We will take a look at a few examples of algorithms and A.I in the wild as well as what services are available to build an A.I or services that are already fully built that you can just use in your application.

## 1.2 - Timetable

| **Day 1**                                                | **Day 2**                            |
| -------------------------------------------------------- | ------------------------------------ |
| Introduction                                             | Machine Learning: Step-by-step       |
| Jupyter Notebooks                                        |                                      |
| Algorithms                                               |                                      |
| Machine Learning: What is Machine Learning?              |                                      |
|                                                          |                                      |
| Exercise: Sentiment analysis in text                     | Exercise: Pulling text from images   |
| Discussion: Existing algorithms and databases at Media24 | Discussion: A.I use cases at Media24 |

## 1.3 - Exercises

### 1.3.1 - Sentiment analysis in text

This exercise will be done in JavaScript and will use a third-part code base to help introduce you to some of the terminology used in later sections.

We will be analysing sentences to try identify it’s they are positive or negative. We will use the third-party code base to save ourselves from developing something from scratch and we will build on it to make it more useful in the real world. 


### 1.3.2 - Pulling text from images

This exercise will be done in either JavaScript or Python, depending on your skillset, and will introduce you to A.I tools and frameworks.

We will be generating our own data using publicly available fonts to build and training a system that can read text from images.

## 1.4 - Your lecturers

### 1.4.1 - Carl Binneman

I have been working with object oriented programming for about 10 years, education for 8 years and machine learning for the past 5 years.
I have mainly worked with interactive software on a variety of platforms, such as : games and websites for mobile/desktop in 2D, 3D, AR & VR

### 1.4.2 - Steven Eksteen

Steven has been in I.T for longer than he can remember. For the past few years I have been freelancing and consulting as a Solutions Architect and Research and Development.

# 2 - Jupyter Notebooks

Jupyter is widely used by almost every field that works with data or mathematics. It’s main benefit comes from integrating the runtime environment directly into an editor. This makes explaining complex ideas and examples easier without the need to jump between platforms to generate charts or run example code.


## 2.1 - Using notebooks

# 3 - Algorithms

## 3.1 - What is an algorithm (in relation to Machine Learning)?

Algorithms are often thought of as complex mathematical equations and sometimes they are. Most of them though, are basically just decision trees.
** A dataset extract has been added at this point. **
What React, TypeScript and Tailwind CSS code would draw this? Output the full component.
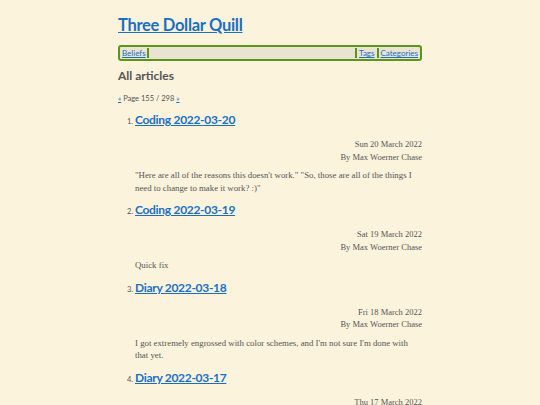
import React from "react";

const items = [
  { n: 1, title: "Coding 2022-03-20", date: "Sun 20 March 2022", summary: "\"Here are all of the reasons this doesn't work.\" \"So, those are all of the things I need to change to make it work? :)\"" },
  { n: 2, title: "Coding 2022-03-19", date: "Sat 19 March 2022", summary: "Quick fix" },
  { n: 3, title: "Diary 2022-03-18", date: "Fri 18 March 2022", summary: "I got extremely engrossed with color schemes, and I'm not sure I'm done with that yet." },
  { n: 4, title: "Diary 2022-03-17", date: "Thu 17 March 2022", summary: "" },
];

const head = { fontFamily: "Lato, 'Open Sans', sans-serif" };
const body = { fontFamily: "'Liberation Serif', serif" };

export default function App() {
  return (
    <div className="min-h-[405px] w-full bg-[#fcf3dc] text-[#555]" style={body}>
      <div className="mx-auto w-[304px] pt-[14px]">
        <h1 className="text-[16.5px] font-bold leading-[22px] tracking-[-0.3px]" style={head}>
          <a className="text-[#1a6fc4] underline">Three Dollar Quill</a>
        </h1>
        <nav className="mt-[9px] flex h-[16px] items-center rounded-[3px] border-2 border-[#5a961e] bg-[#ebe3d1] text-[8px] leading-none" style={head}>
          <a className="pl-[2px] pr-[1px] text-[#1a6fc4] underline">Beliefs</a>
          <span className="h-[10px] w-[2px] bg-[#5a961e]" />
          <span className="flex-1" />
          <span className="h-[10px] w-[2px] bg-[#5a961e]" />
          <a className="px-[2px] text-[#1a6fc4] underline">Tags</a>
          <span className="h-[10px] w-[2px] bg-[#5a961e]" />
          <a className="px-[2px] text-[#1a6fc4] underline">Categories</a>
        </nav>
        <h2 className="mt-[6px] text-[12px] font-bold leading-[18px]" style={head}>All articles</h2>
        <p className="mt-[9px] text-[7.5px] leading-[10px]" style={head}>
          <a className="text-[#1a6fc4] underline">«</a> Page 155 / 298 <a className="text-[#1a6fc4] underline">»</a>
        </p>
        <ol className="mt-[7px] pl-[17px]">
          {items.map((it) => (
            <li key={it.n} className="mb-[7px]">
              <div className="flex items-baseline">
                <span className="-ml-[8px] w-[8px] text-[7.5px]" style={head}>{it.n}.</span>
                <a className="text-[12px] font-bold leading-[18px] tracking-[-0.3px] text-[#1a6fc4] underline" style={head}>{it.title}</a>
              </div>
              <div className="mt-[9px] text-right text-[8.5px] leading-[12.5px]">
                <div>{it.date}</div>
                <div>By Max Woerner Chase</div>
              </div>
              {it.summary && (
                <p className="mt-[6px] text-[8.8px] leading-[12.5px]">{it.summary}</p>
              )}
            </li>
          ))}
        </ol>
      </div>
    </div>
  );
}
Think of a self-driving car:

- If there is a car in front of me, slow down
- If there is no car in front of me and I’m below the speed limit, speed up
- If there is something approaching in front of me, slow down

The complex maths comes in where there are situations that need to be weighted, like [The Trolly Problem](https://en.wikipedia.org/wiki/Trolley_problem), as an extreme example.

We will be looking at something simpler. Don’t let that statement ruin your ideas of making a self-driving car or facial recognition for the NSA after this course though. We will cover how to identify objects in images in the Machine Learning section. Self-driving cars would just require video analysis, which is basically just image analysis done very quickly.

## 3.2 Stand-alone Algorithms

## 3.3 - Practical use cases

### 3.3.1 - Sentiment analysis in text



# 4 - Machine Learning

## 4.1 - What is Machine Learning?

While the statement made earlier that Algorithms + Machine Learning = A.I is not entirely true, it still is. Machine Learning has built in algorithms. The algorithms we covered earlier are the ones that process data received back from the Machine Learning part of our A.I and combine it with other data to return sane results.

The algorithms built into Machine Learning systems are there to help process raw data going into the system. There are many, many of these and they can sometimes cause the Machine Learning system to be very specific in its use. One example of this would be OCR (Optical Character Recognition). We will be using this in the exercise for this section and, as you’ll see, that even though it’s processing images, it’s processing them in a very specific way to accurately identify text.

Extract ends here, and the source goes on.